On the Relationship Between Adversarial Robustness and Decision Region in Deep Neural Networks
Seongjin Park, Haedong Jeong, Tair Djanibekov, Giyoung Jeon, Jinseok Seol, Jaesik Choi
TL;DR
The paper addresses the gap between generalization and adversarial robustness by examining the geometry of decision regions inside DNNs. It introduces Populated Region Set ($PRS$) to capture which decision regions are actually used by training data and demonstrates that a low PRS ratio correlates with greater robustness to gradient-based attacks. It further develops a Major Region ($MR$) framework and a MRV-based PRS regularizer that improve robust accuracy without relying on adversarial examples, validated across multiple architectures and datasets. The work provides a practical, geometry-driven mechanism to enhance robustness and offers theoretical insights on batch size and label smoothing effects on PRS, with potential for guiding robust training strategies.
Abstract
In general, Deep Neural Networks (DNNs) are evaluated by the generalization performance measured on unseen data excluded from the training phase. Along with the development of DNNs, the generalization performance converges to the state-of-the-art and it becomes difficult to evaluate DNNs solely based on this metric.

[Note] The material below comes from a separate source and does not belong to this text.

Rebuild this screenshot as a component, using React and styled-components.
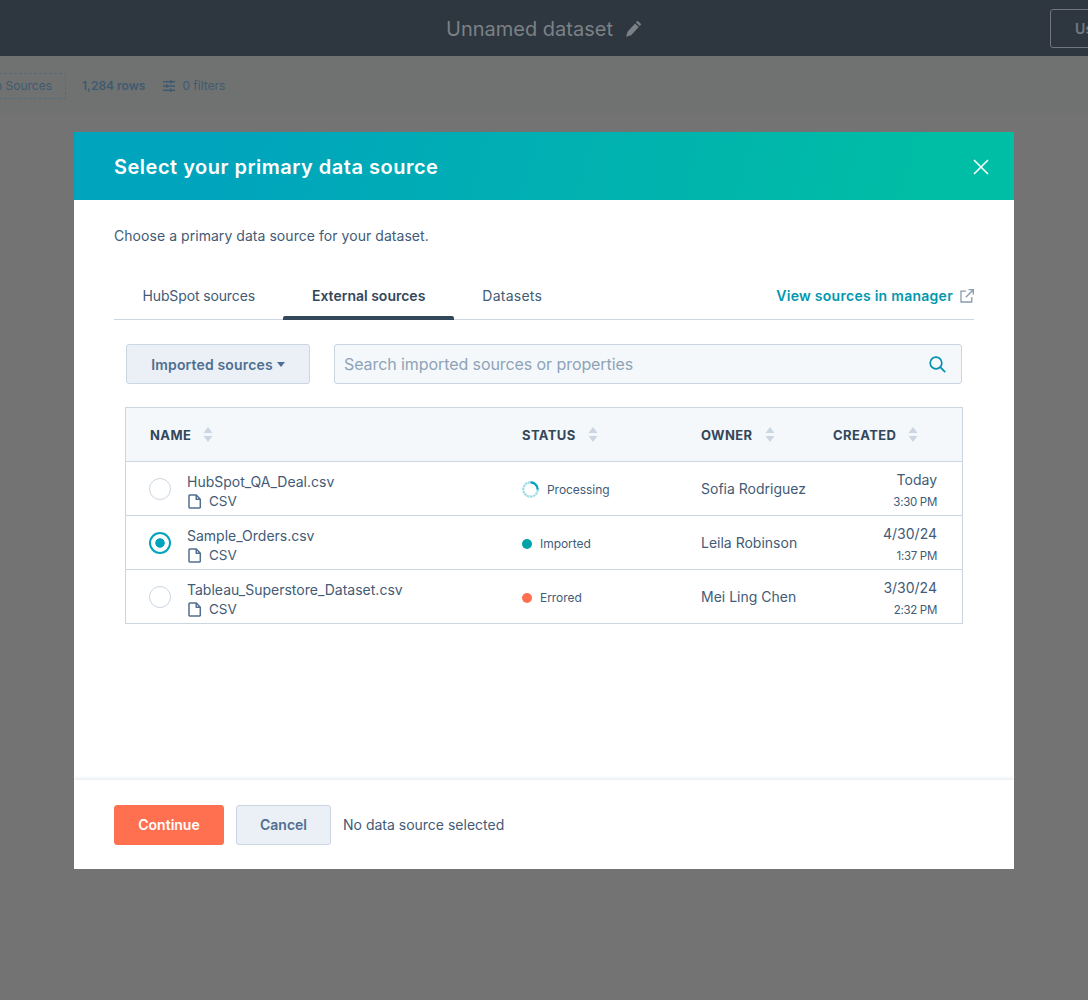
import React from 'react'
import styled, { createGlobalStyle } from 'styled-components'

const Global = createGlobalStyle`
  html, body { margin: 0; padding: 0; }
  body { font-family: Inter, "Liberation Sans", sans-serif; color: #425b76; background: #737373; }
`

const Page = styled.div`
  position: relative;
  width: 1088px;
  height: 1000px;
  overflow: hidden;
  background: #737373;
`
const TopBar = styled.header`
  height: 56px;
  background: #2e3740;
  display: grid;
  grid-template-columns: minmax(0, 1fr) auto minmax(0, 1fr);
  align-items: center;
`
const TitleWrap = styled.div`
  grid-column: 2;
  padding-top: 2px;
  display: flex;
  align-items: center;
  gap: 12px;
  color: #7b8185;
  font-size: 20px;
`
const TopAction = styled.div`
  grid-column: 3;
  justify-self: start;
  margin-left: 408px;
  flex: none;
  width: 80px;
  height: 39px;
  box-sizing: border-box;
  border: 1px solid #70767b;
  border-radius: 3px;
  padding: 0 24px;
  line-height: 37px;
  font-size: 14px;
  font-weight: 600;
  color: #737a80;
`
const SubBar = styled.div`
  height: 57px;
  box-sizing: border-box;
  padding-top: 2px;
  background: #707271;
  display: flex;
  align-items: center;
  font-size: 12px;
  color: #3f5a70;
`
const SourcesBtn = styled.div`
  width: 104px;
  margin-left: -38px;
  height: 26px;
  box-sizing: border-box;
  border: 1px dashed #4f6c82;
  border-radius: 2px;
  line-height: 24px;
  text-align: right;
  padding-right: 13px;
  margin-right: 16px;
`
const RowCount = styled.strong`
  font-weight: 600;
  margin-right: 18px;
`
const FilterCount = styled.span`
  display: flex;
  align-items: center;
  gap: 7px;
`
const Overlay = styled.div`
  position: absolute;
  inset: 0;
  display: flex;
  justify-content: center;
  align-items: flex-start;
  padding-top: 132px;
`
const Modal = styled.section`
  width: 940px;
  height: 737px;
  background: #fff;
  overflow: hidden;
  display: flex;
  flex-direction: column;
`
const ModalHead = styled.div`
  height: 68px;
  flex: none;
  box-sizing: border-box;
  padding: 2px 25px 0 40px;
  display: flex;
  align-items: center;
  justify-content: space-between;
  background: linear-gradient(105deg, #00a4bd 15%, #00bda5 90%);
  color: #fff;
`
const ModalTitle = styled.h2`
  margin: 0;
  font-size: 20px;
  font-weight: 600;
  letter-spacing: 0.5px;
`
const ModalBody = styled.div`
  flex: 1;
  padding: 27px 40px 0;
`
const Lead = styled.p`
  margin: 0 0 27px;
  font-size: 14px;
  line-height: 18px;
  letter-spacing: 0.05px;
`
const Tabs = styled.nav`
  height: 48px;
  box-sizing: border-box;
  border-bottom: 1px solid #cbd6e2;
  display: flex;
  justify-content: space-between;
`
const TabList = styled.div`
  display: flex;
`
const Tab = styled.div`
  position: relative;
  padding: 0 28.5px;
  height: 47px;
  line-height: 48px;
  font-size: 14px;
  letter-spacing: ${p => p.$spacing || 0}px;
  font-weight: ${p => (p.$active ? 600 : 400)};
  color: ${p => (p.$active ? '#33475b' : '#425b76')};
  ${p => p.$active && `
    &::after {
      content: '';
      position: absolute;
      left: 0;
      right: 0;
      bottom: -1px;
      height: 4px;
      border-radius: 2px 2px 0 0;
      background: #33475b;
    }
  `}
`
const ManagerLink = styled.a`
  display: flex;
  align-items: center;
  gap: 7px;
  height: 47px;
  font-size: 14px;
  font-weight: 600;
  letter-spacing: 0.27px;
  color: #0098ae;
`
const Filters = styled.div`
  margin: 24px 12px 23px;
  display: flex;
  gap: 24px;
`
const SelectBtn = styled.div`
  width: 184px;
  height: 40px;
  flex: none;
  box-sizing: border-box;
  background: #eaf0f6;
  border: 1px solid #cbd6e2;
  border-radius: 3px;
  display: flex;
  align-items: center;
  justify-content: center;
  gap: 4px;
  font-size: 14px;
  font-weight: 600;
  letter-spacing: 0.15px;
  color: #506e91;
`
const Caret = styled.span`
  width: 0;
  height: 0;
  margin-top: 1px;
  border-left: 4.5px solid transparent;
  border-right: 4.5px solid transparent;
  border-top: 5px solid #506e91;
`
const SearchBox = styled.div`
  flex: 1;
  height: 40px;
  box-sizing: border-box;
  background: #f5f8fa;
  border: 1px solid #cbd6e2;
  border-radius: 3px;
  padding: 0 15px 0 9px;
  display: flex;
  align-items: center;
  justify-content: space-between;
  font-size: 16px;
  letter-spacing: -0.08px;
  color: #8ea3b8;
`
const Table = styled.div`
  margin: 0 11px;
  border: 1px solid #cbd6e2;
`
const Row = styled.div`
  display: grid;
  grid-template-columns: 372px 179px 132px 1fr;
  align-items: center;
  height: 54px;
  box-sizing: border-box;
  border-top: 1px solid #cbd6e2;
  font-size: 14px;
`
const HeadRow = styled(Row)`
  border-top: 0;
  height: 53px;
  background: #f5f8fa;
  font-size: 13px;
  font-weight: 700;
  letter-spacing: 0.4px;
  color: #33475b;
`
const HeadCell = styled.div`
  padding-left: 24px;
  display: flex;
  align-items: center;
  gap: 12px;
`
const NameCell = styled.div`
  padding-left: 23px;
  display: flex;
  align-items: center;
  gap: 16px;
`
const Radio = styled.span`
  width: 22px;
  height: 22px;
  flex: none;
  box-sizing: border-box;
  border-radius: 50%;
  border: ${p => (p.$on ? '2px solid #00a4bd' : '1px solid #cbd6e2')};
  background: ${p => (p.$on ? 'radial-gradient(circle, #00a4bd 0 4.4px, #fff 5px)' : '#fff')};
`
const NameText = styled.div`
  line-height: 19px;
  margin-top: 6px;
`
const FileLine = styled.div`
  display: flex;
  align-items: center;
  gap: 7px;
  margin: 1px 0 0 1px;
  font-size: 13.5px;
`
const StatusCell = styled.div`
  padding: 2px 0 0 24px;
  display: flex;
  align-items: center;
  gap: 8px;
  font-size: 12px;
  letter-spacing: -0.05px;
`
const Dot = styled.span`
  width: 10px;
  height: 10px;
  border-radius: 50%;
  background: ${p => p.$color};
`
const OwnerCell = styled.div`
  padding-left: 24px;
`
const CreatedCell = styled.div`
  padding: 5px 25px 0 0;
  text-align: right;
  line-height: 21px;
`
const CreatedTime = styled.div`
  margin-top: 2px;
  font-size: 11.5px;
  letter-spacing: -0.3px;
`
const Footer = styled.footer`
  height: 89px;
  flex: none;
  box-sizing: border-box;
  padding: 0 40px;
  display: flex;
  align-items: center;
  gap: 12px;
  background: #fff;
  box-shadow: 0 -2px 3px rgba(203, 214, 226, 0.4);
  font-size: 14px;
`
const Button = styled.div`
  height: 40px;
  box-sizing: border-box;
  width: ${p => p.$w}px;
  line-height: 38px;
  text-align: center;
  border-radius: 3px;
  font-weight: 600;
  font-size: 14px;
  border: 1px solid ${p => (p.$primary ? '#ff7050' : '#cbd6e2')};
  background: ${p => (p.$primary ? '#ff7050' : '#eaf0f6')};
  color: ${p => (p.$primary ? '#fff' : '#506e91')};
`

const Sort = () => (
  <svg width="10" height="15" viewBox="0 0 10 15" fill="#cbd6e2">
    <path d="M5 0l4.5 6h-9zM5 15L.5 9h9z" />
  </svg>
)

const FileIcon = () => (
  <svg width="14" height="15" viewBox="0 0 14 15" fill="none" stroke="#516f90" strokeWidth="1.5" strokeLinejoin="round">
    <path d="M1.7 1h6.6l4 4.2v8.1a.7.7 0 0 1-.7.7H1.7a.7.7 0 0 1-.7-.7V1.7a.7.7 0 0 1 .7-.7zM8.2 1v4.3h4.1" />
  </svg>
)

const Spinner = () => (
  <svg width="17" height="17" viewBox="0 0 17 17" fill="none" strokeWidth="2.2">
    <circle cx="8.5" cy="8.5" r="7.2" stroke="#9fdbe5" strokeDasharray="2.5 0.6" />
    <path d="M8.5 1.3a7.2 7.2 0 0 1 7.2 7.2" stroke="#00a4bd" />
  </svg>
)

const rows = [
  { name: 'HubSpot_QA_Deal.csv', status: 'Processing', owner: 'Sofia Rodriguez', date: 'Today', time: '3:30 PM' },
  { name: 'Sample_Orders.csv', status: 'Imported', color: '#00a4a6', owner: 'Leila Robinson', date: '4/30/24', time: '1:37 PM', on: true },
  { name: 'Tableau_Superstore_Dataset.csv', status: 'Errored', color: '#ff7050', owner: 'Mei Ling Chen', date: '3/30/24', time: '2:32 PM' },
]

const App = () => (
  <Page>
    <Global />
    <TopBar>
      <TitleWrap>
        Unnamed dataset
        <svg width="17" height="18" viewBox="0 0 17 18" fill="#7b8185">
          <path d="M12.6.8l3.7 3.4-1.6 1.8L11 2.6zM10.1 3.5l3.7 3.4-7.7 8.3-5 1.6 1.4-5z" />
        </svg>
      </TitleWrap>
      <TopAction>Use</TopAction>
    </TopBar>
    <SubBar>
      <SourcesBtn>Join Sources</SourcesBtn>
      <RowCount>1,284 rows</RowCount>
      <FilterCount>
        <svg width="12" height="12" viewBox="0 0 12 12" fill="#3f5a70">
          <path d="M0 1h12v1.4H0zM0 5.3h12v1.4H0zM0 9.6h12V11H0zM7 0h1.6v3.4H7zM3 4.3h1.6v3.4H3zM7 8.6h1.6V12H7z" />
        </svg>
        0 filters
      </FilterCount>
    </SubBar>
    <Overlay>
      <Modal>
        <ModalHead>
          <ModalTitle>Select your primary data source</ModalTitle>
          <svg width="16" height="16" viewBox="0 0 16 16" stroke="#fff" strokeWidth="1.6" fill="none">
            <path d="M1 1l14 14M15 1L1 15" />
          </svg>
        </ModalHead>
        <ModalBody>
          <Lead>Choose a primary data source for your dataset.</Lead>
          <Tabs>
            <TabList>
              <Tab $spacing={-0.13}>HubSpot sources</Tab>
              <Tab $active>External sources</Tab>
              <Tab $spacing={0.25}>Datasets</Tab>
            </TabList>
            <ManagerLink>
              View sources in manager
              <svg width="14" height="14" viewBox="0 0 14 14" fill="none" stroke="#8a9bad" strokeWidth="1.3">
                <path d="M6 2.2H1v10.8h10.8V8M8.6.7h4.7v4.7M13.3.7L5.8 8.2" />
              </svg>
            </ManagerLink>
          </Tabs>
          <Filters>
            <SelectBtn>Imported sources <Caret /></SelectBtn>
            <SearchBox>
              Search imported sources or properties
              <svg width="17" height="17" viewBox="0 0 17 17" fill="none" stroke="#0091ae" strokeWidth="1.7">
                <circle cx="7" cy="7" r="5.8" />
                <path d="M11.2 11.2l5 5" />
              </svg>
            </SearchBox>
          </Filters>
          <Table>
            <HeadRow>
              <HeadCell>NAME <Sort /></HeadCell>
              <HeadCell>STATUS <Sort /></HeadCell>
              <HeadCell>OWNER <Sort /></HeadCell>
              <HeadCell>CREATED <Sort /></HeadCell>
            </HeadRow>
            {rows.map(r => (
              <Row key={r.name}>
                <NameCell>
                  <Radio $on={r.on} />
                  <NameText>
                    {r.name}
                    <FileLine><FileIcon /> CSV</FileLine>
                  </NameText>
                </NameCell>
                <StatusCell>
                  {r.color ? <Dot $color={r.color} /> : <Spinner />}
                  {r.status}
                </StatusCell>
                <OwnerCell>{r.owner}</OwnerCell>
                <CreatedCell>
                  {r.date}
                  <CreatedTime>{r.time}</CreatedTime>
                </CreatedCell>
              </Row>
            ))}
          </Table>
        </ModalBody>
        <Footer>
          <Button $primary $w={110}>Continue</Button>
          <Button $w={95}>Cancel</Button>
          No data source selected
        </Footer>
      </Modal>
    </Overlay>
  </Page>
)

export default App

The robustness against adversarial attack has been used as an additional metric to evaluate DNNs by measuring their vulnerability. However, few studies have been performed to analyze the adversarial robustness in terms of the geometry in DNNs. In this work, we perform an empirical study to analyze the internal properties of DNNs that affect model robustness under adversarial attacks. In particular, we propose the novel concept of the Populated Region Set (PRS), where training samples are populated more frequently, to represent the internal properties of DNNs in a practical setting. From systematic experiments with the proposed concept, we provide empirical evidence to validate that a low PRS ratio has a strong relationship with the adversarial robustness of DNNs. We also devise PRS regularizer leveraging the characteristics of PRS to improve the adversarial robustness without adversarial training.